I have never given much thought to the "Prt Sc" key on my keyboard, although if you had asked me I would have probably said "Oh, yes, I've pressed that a few times but nothing seems to happen". In fact, it sends an image to the Clipboard from where you can paste it into an image processing program if you have nothing better to do for half an hour, like this.

Anyway, I suddenly wanted to save screen shots so I did a quick search on Google and downloaded a program called Print Screen (from Russia, with love - you don't have to log in or pay, just download it) which is very small and needs no installation - you just click on it. Anyway, it takes over the "Prt Sc" key and every time you press it, it makes a musical noise and saves a nice print screen straight to a folder of your choice (" for your comfort and convenience in the safety of your own home").
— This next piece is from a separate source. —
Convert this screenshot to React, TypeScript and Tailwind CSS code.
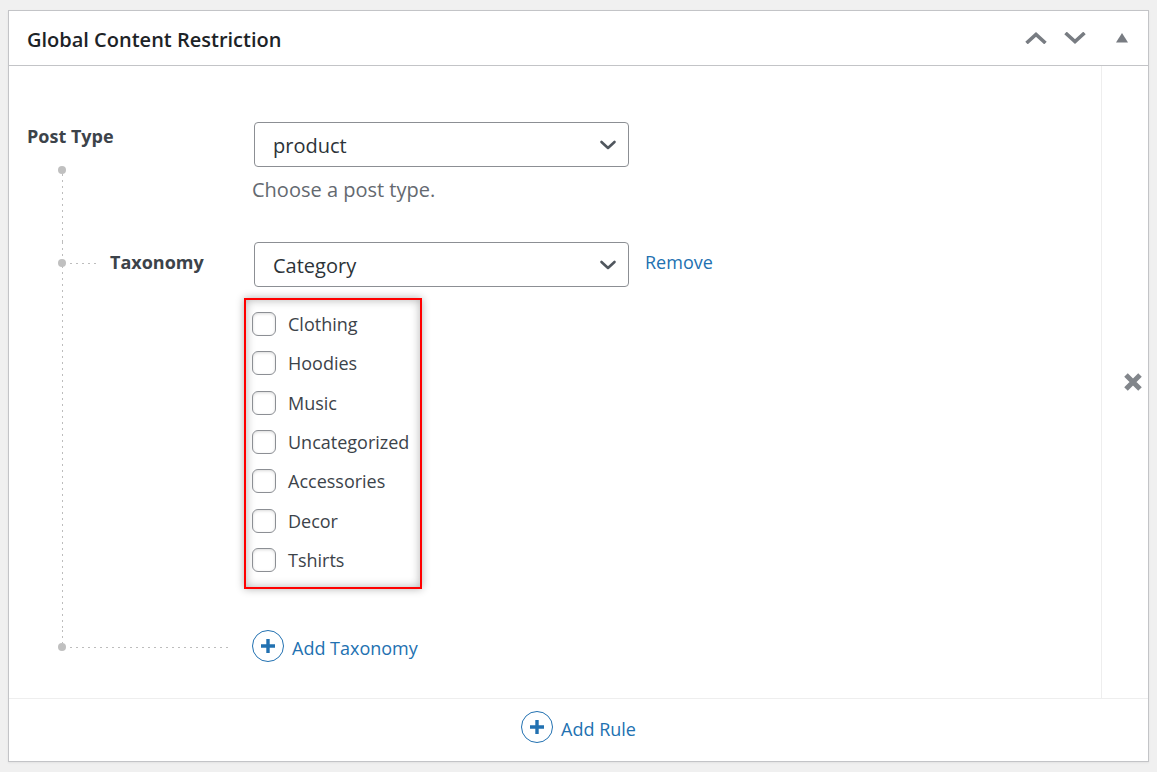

Unless you live in Georgia, of course.

So, I sit there pressing it like a monkey connected up to a food dispensing button and what I get is as above. Fun or what?

Monday 25th August 2008

My girlfriend is now back and we walk to the Cinema past this bronze of two ladies sitting on a bench.
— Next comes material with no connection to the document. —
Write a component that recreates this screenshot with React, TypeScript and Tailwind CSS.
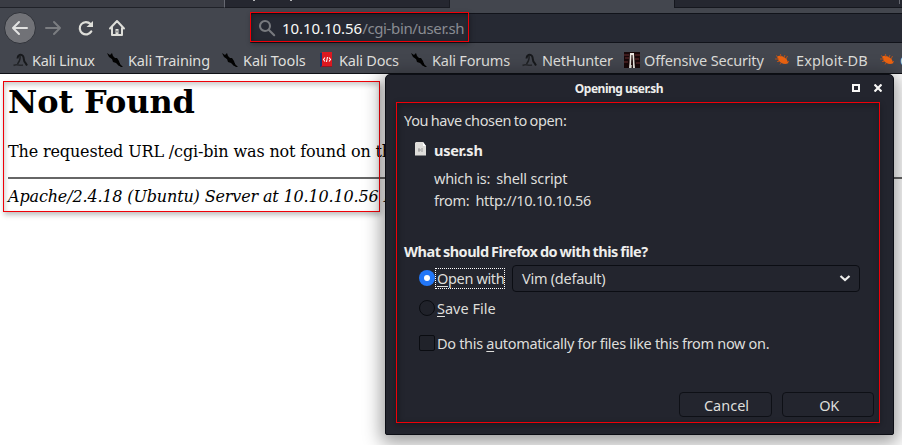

We decide to see Get Smart for two main reasons. Firstly it just happens to start in twenty minutes and secondly it stars Anne Hathaway. Not of Shakespeare's cottage but of Hollywood. The very beautiful one who was in The Devil Wears Prada which was truly excellent.

The film is total garbage and contains only one memorable line when a character says "Ah, movie stars, where would we be without their razor sharp political analysis". The cinema is totally packed and I am the only person who laughs. Perhaps I am on the wrong planet.

The ladies are still there on the bench when we return a couple of hours later.

Tuesday 26th August 2008

According to the Daily Telegraph, Japanese scientists have tought a whale to speak three words. You can see just how useful that would be to a whale.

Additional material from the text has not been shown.